Officials also encourage people who qualify for legal protection—such as asylum seekers—to follow lawful procedures and seek advice, especially in light of the court order safeguarding those who state an intention to claim asylum.
As the 2025/26 year unfolds, the core tension remains: a government leaning on enforcement to manage migration, and a society struggling with mass unemployment. The numbers are stark—nearly 47,000 removals and millions without work. Whether those trends improve will depend on choices far beyond border posts: growth policy, labor reform, and a national effort to turn short-term fixes into lasting jobs.
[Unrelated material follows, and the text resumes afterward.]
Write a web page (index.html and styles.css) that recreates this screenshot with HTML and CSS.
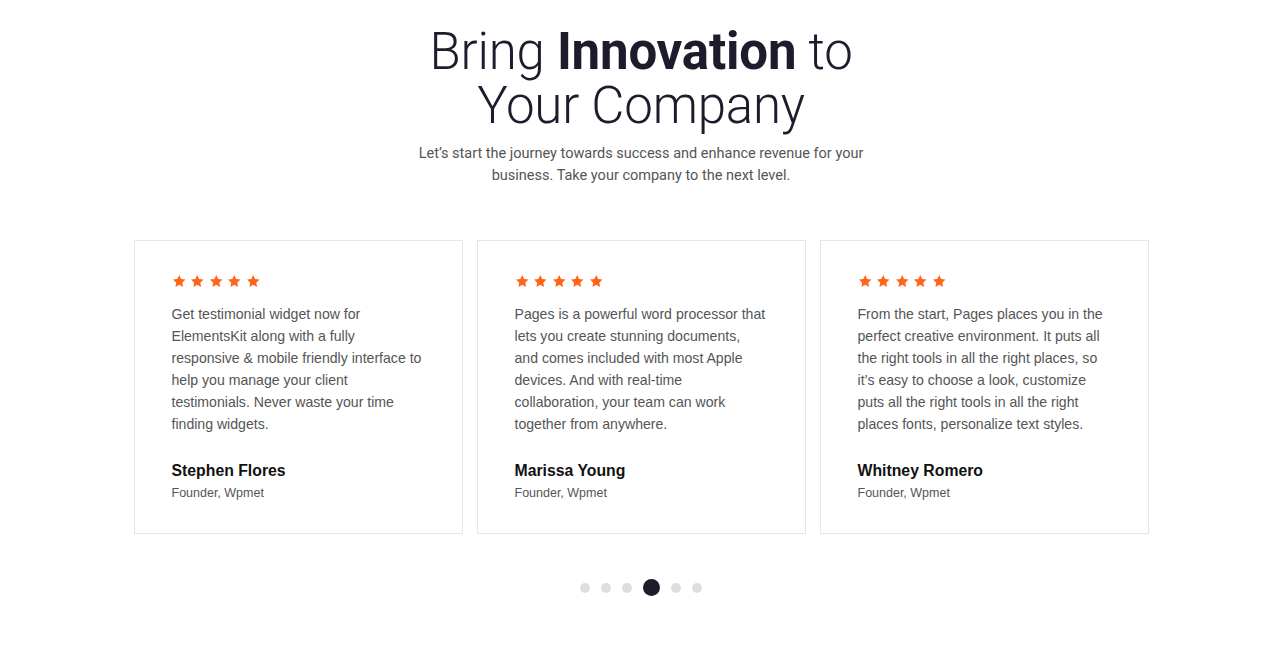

This Article in a Nutshell
South Africa carried out 46,898 deportations in the 2024/25 financial year, the highest in at least five years and an 18% rise from 2023/24. Authorities attribute the increase to enhanced inter-agency operations—Home Affairs, BMA and SAPS—digital checks to detect overstays, and joint actions like Operation Vala Umgodi. The effort cost nearly R80 million and prompted debate over effectiveness amid a severe jobs crisis: unemployment at 33.2% and over 12 million people without work. Courts issued an interim order in September 2025 protecting those who state intent to seek asylum. Experts and civil groups urge pairing enforcement with legal labor pathways, faster permit renewals, and structural economic reforms to address root causes and avoid social divisions.